All of this can be done much more conveniently by working in terms of reduced properties:
$$P_r=P/P_c$$
$$T_r=T/T_c$$
$$V^*=\frac{VP_c}{RT_c}$$
$$a^*=\frac{aP_c}{R^2T_c^2}\approxeq{\frac{27}{64}}$$
$$b^*=\frac{bP_c}{RT_c}\approxeq{\frac{1}{8}}$$

In terms of these dimensionless parameters, Eqns. 1 and 2 become:
$$P_r-\frac{a^*}{(V^*)^2}+\frac{2a^*b^*}{(V^*)^3}=\frac{T_r}{V^*}\tag{3}$$
$$\left(P_r+\frac{a^*}{(V^*)^2}\right)(V^*-b^*)=T_r\tag{4}$$
The advantage of this method is that you don't have to solve a non-linear equation for V to get the inversion curve.

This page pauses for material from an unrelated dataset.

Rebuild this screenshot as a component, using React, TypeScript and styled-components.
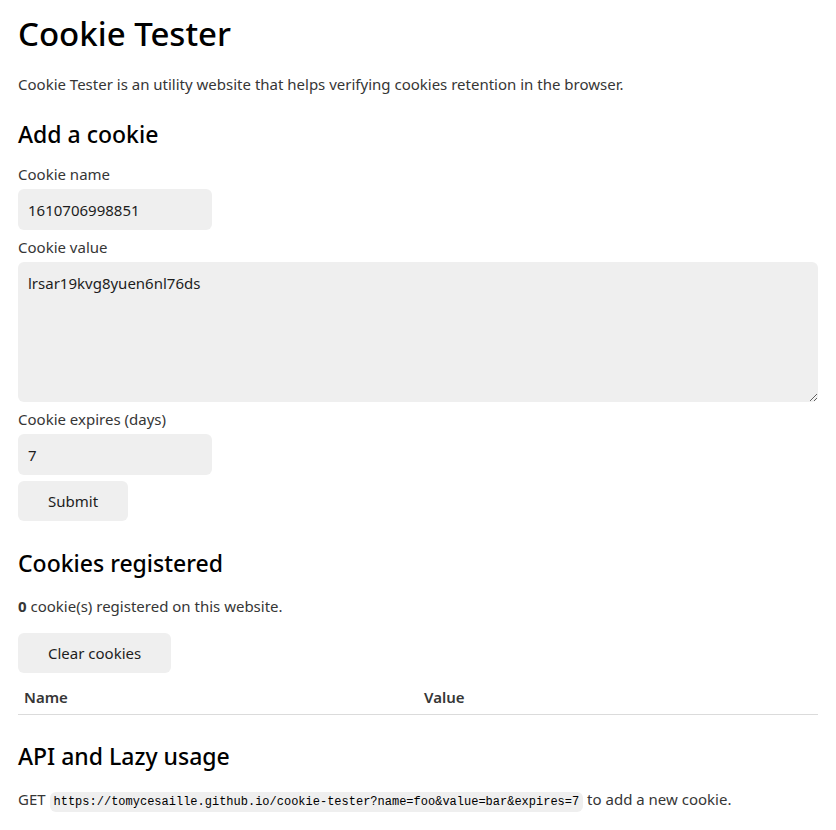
import React from "react";
import styled, { createGlobalStyle } from "styled-components";

const Global = createGlobalStyle`
  html, body { margin: 0; padding: 0; background: #fff; }
  body {
    font-family: "Noto Sans", "Open Sans", sans-serif;
    font-size: 15px;
    line-height: 22px;
    color: #363636;
  }
  * { box-sizing: border-box; }
`;

const Page = styled.main`
  width: 800px;
  margin: 0 auto;
  padding: 14px 0 0;
`;

const Title = styled.h1`
  margin: 0;
  font-size: 33px;
  line-height: 40px;
  font-weight: 500;
  color: #000;
`;

const Lead = styled.p`
  margin: 19px 0 0;
`;

const SectionTitle = styled.h2<{ $top: number; $bottom: number }>`
  margin: ${(p) => p.$top}px 0 ${(p) => p.$bottom}px;
  font-size: 23px;
  line-height: 32px;
  font-weight: 500;
  color: #000;
`;

const Form = styled.form`
  display: flex;
  flex-direction: column;
  align-items: flex-start;
`;

const Label = styled.label`
  display: inline-block;
  margin-bottom: 4px;
`;

const Input = styled.input`
  display: block;
  width: 194px;
  height: 41px;
  padding: 10px;
  margin: 0 0 6px;
  border: none;
  border-radius: 6px;
  background: #efefef;
  color: #1d1d1d;
  font: inherit;
  outline: none;
`;

const TextArea = styled.textarea`
  display: block;
  width: 100%;
  height: 140px;
  padding: 10px;
  margin: 0 0 6px;
  border: none;
  border-radius: 6px;
  background: #efefef;
  color: #1d1d1d;
  font: inherit;
  outline: none;
  resize: vertical;
`;

const Button = styled.button`
  display: block;
  height: 40px;
  padding: 0 30px;
  border: none;
  border-radius: 6px;
  background: #efefef;
  color: #1d1d1d;
  font: inherit;
  cursor: pointer;
`;

const Text = styled.p`
  margin: 0 0 16px;
`;

const Table = styled.table`
  width: 100%;
  margin-top: 7px;
  border-collapse: collapse;
  table-layout: fixed;
`;

const Th = styled.th`
  text-align: left;
  padding: 6px;
  font-weight: 600;
  color: #363636;
  border-bottom: 1px solid #dbdbdb;
`;

const Code = styled.code`
  font-family: "Liberation Mono", "DejaVu Sans Mono", monospace;
  font-size: 12px;
  background: #efefef;
  padding: 3px 4px;
  border-radius: 6px;
  color: #000;
`;

export default function App() {
  return (
    <>
      <Global />
      <Page>
        <Title>Cookie Tester</Title>
        <Lead>Cookie Tester is an utility website that helps verifying cookies retention in the browser.</Lead>

        <SectionTitle $top={23} $bottom={13}>Add a cookie</SectionTitle>
        <Form onSubmit={(e) => e.preventDefault()}>
          <Label htmlFor="name">Cookie name</Label>
          <Input id="name" defaultValue="1610706998851" />
          <Label htmlFor="value">Cookie value</Label>
          <TextArea id="value" defaultValue="lrsar19kvg8yuen6nl76ds" />
          <Label htmlFor="expires">Cookie expires (days)</Label>
          <Input id="expires" type="number" defaultValue="7" />
          <Button type="submit">Submit</Button>
        </Form>

        <SectionTitle $top={26} $bottom={16}>Cookies registered</SectionTitle>
        <Text>
          <strong>0</strong> cookie(s) registered on this website.
        </Text>
        <Button>Clear cookies</Button>
        <Table>
          <thead>
            <tr>
              <Th>Name</Th>
              <Th>Value</Th>
            </tr>
          </thead>
        </Table>

        <SectionTitle $top={25} $bottom={16}>API and Lazy usage</SectionTitle>
        <Text>
          GET <Code>https://tomycesaille.github.io/cookie-tester?name=foo&amp;value=bar&amp;expires=7</Code> to add a new cookie.
        </Text>
      </Page>
    </>
  );
}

The analytic solution I get is:
$$P_r=\frac{2a^*}{b^*V^*}\left(1-1.5\frac{b^*}{V^*}\right)$$
$$T_r=\frac{2a^*}{b^*}\left[\frac{V^*-b^*}{V^*}\right]^2$$

This solution is consistent with the intercept you obtained on your plot (reduced temperature = 0.75). It also predicts that, at the inversion point, the reduced temperature is about 3 and the reduced pressure is about 9. At very large volumes, the reduced pressure approaches 0, and the reduced temperature is about 6.75.